Mrs. Agnes McFadden had been the only person in the neighborhood who had not been thrilled when her son had been called a police hero for his role in putting the killer of Captain Dutch Moffitt of the Highway Patrol out of circulation. She reasoned that if Gerald Vincent Gallagher was indeed a murderer, then obviously he could have done harm to her only son.

"I thought you were in training to be a Highway Patrolman. "

Charley McFadden had done nothing to correct his mother's misperception that Highway Patrol was primarily charged with removing speeding and/or drunk drivers from the streets.

"I am," he said. "It's overtime. I gotta go."

"I'll make you something to eat," she said.

"No time, Ma. Thanks, anyway."

"You have to eat."

"I'll get something after I report in."

He went up the stairs and to his bedroom and found his watch.
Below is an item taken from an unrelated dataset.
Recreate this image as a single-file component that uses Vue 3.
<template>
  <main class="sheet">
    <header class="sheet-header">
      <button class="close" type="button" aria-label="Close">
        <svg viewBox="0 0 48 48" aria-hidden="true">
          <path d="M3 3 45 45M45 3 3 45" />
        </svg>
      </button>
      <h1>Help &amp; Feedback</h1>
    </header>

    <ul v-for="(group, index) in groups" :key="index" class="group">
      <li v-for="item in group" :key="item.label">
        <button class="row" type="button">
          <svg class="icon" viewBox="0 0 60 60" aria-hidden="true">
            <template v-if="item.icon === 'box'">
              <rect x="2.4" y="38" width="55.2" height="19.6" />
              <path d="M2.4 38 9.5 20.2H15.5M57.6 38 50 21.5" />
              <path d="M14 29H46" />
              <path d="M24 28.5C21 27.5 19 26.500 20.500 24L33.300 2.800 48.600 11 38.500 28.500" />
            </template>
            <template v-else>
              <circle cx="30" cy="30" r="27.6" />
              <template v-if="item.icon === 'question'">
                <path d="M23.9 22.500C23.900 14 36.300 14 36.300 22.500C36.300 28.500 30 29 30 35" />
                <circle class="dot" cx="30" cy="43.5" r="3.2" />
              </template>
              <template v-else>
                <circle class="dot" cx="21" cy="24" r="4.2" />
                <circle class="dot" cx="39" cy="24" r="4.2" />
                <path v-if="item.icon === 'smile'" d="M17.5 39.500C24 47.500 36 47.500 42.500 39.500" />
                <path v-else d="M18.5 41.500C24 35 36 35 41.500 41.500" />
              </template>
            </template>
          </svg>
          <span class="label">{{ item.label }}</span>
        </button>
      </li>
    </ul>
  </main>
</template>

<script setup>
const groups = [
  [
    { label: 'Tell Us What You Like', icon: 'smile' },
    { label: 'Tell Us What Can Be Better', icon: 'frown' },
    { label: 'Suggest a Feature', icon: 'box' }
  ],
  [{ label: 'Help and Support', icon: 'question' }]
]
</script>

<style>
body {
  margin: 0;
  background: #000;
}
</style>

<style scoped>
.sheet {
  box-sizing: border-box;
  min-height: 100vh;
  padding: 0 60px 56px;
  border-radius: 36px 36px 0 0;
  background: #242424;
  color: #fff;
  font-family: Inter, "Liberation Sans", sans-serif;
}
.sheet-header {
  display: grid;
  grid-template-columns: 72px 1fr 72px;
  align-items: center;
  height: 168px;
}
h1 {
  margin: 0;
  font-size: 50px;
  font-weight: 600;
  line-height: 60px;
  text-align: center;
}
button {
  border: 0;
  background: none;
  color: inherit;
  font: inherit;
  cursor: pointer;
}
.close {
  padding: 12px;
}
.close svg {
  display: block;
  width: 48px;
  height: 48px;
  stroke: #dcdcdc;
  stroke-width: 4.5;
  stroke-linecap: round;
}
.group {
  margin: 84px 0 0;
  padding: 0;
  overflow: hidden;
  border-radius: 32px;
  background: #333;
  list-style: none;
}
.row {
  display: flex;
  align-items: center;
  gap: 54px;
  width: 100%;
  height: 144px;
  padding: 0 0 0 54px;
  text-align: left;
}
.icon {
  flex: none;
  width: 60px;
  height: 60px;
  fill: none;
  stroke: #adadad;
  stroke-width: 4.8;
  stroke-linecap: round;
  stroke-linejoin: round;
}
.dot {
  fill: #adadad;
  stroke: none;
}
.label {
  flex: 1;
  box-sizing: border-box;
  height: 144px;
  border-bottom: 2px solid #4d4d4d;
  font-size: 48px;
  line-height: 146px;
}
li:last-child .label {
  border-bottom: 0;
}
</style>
It was quarter to ten. He had declined breakfast because he knew it would be accompanied by comments about his drinking, his late hours, and probably, since she had heard about Magnella getting himself shot, by reopening the subject of his being a cop at all.

But since he had announced he had to leave right away, he would have to leave right away, and even if he took his time getting something to eat and going by the dry cleaners to drop off and pick up a uniform, he still would have an hour or more to kill before he could sign in.

He took his time taking a shower, steeling himself several times for the shock turning off the hot water would mean, hoping that the cold would clear his mind, and then he shaved with care.

He didn't need a haircut, although getting one would have killed some time.

Fuck it, he decided finally. I'll just go get something to eat and go out to Bustleton and Bowler and just hang around until noon.

His mother was standing by the door when he came down the stairs, demanding her ritual kiss and delivering her ritual order for him to be careful.

He noticed two things when he got to the street: first, that the right front wheel of his Volkswagen was on the curb, which confirmed he had had a couple of beers more than he probably should have had at the FOP; and, second, that the redhead with the cute little ass he had noticed several times around the neighborhood was coming out of the McCarthys', across the street and two houses down.

He smiled at her shyly and, when she smiled back, equally shyly, gave her a little wave. She didn't wave back. Just smiled. But that was a step in the right direction, he decided. Tomorrow morning he would ask around and see who she was. He could not ask his mother. She would know, of course; she knew when anybody in the neighborhood burped, but if he asked her about the girl, the next thing he knew, she would be trying to pair him off with her.

Charley knew that his mother devoutly believed that what he needed in his life was a nice, decent Catholic girl. If the redhead with the cute little ass had anything to do with the McCarthys, she met that definition. Mrs. McCarthy was a Mass-every-morning Catholic, and Mr. McCarthy was a big deal in the Knights of Columbus.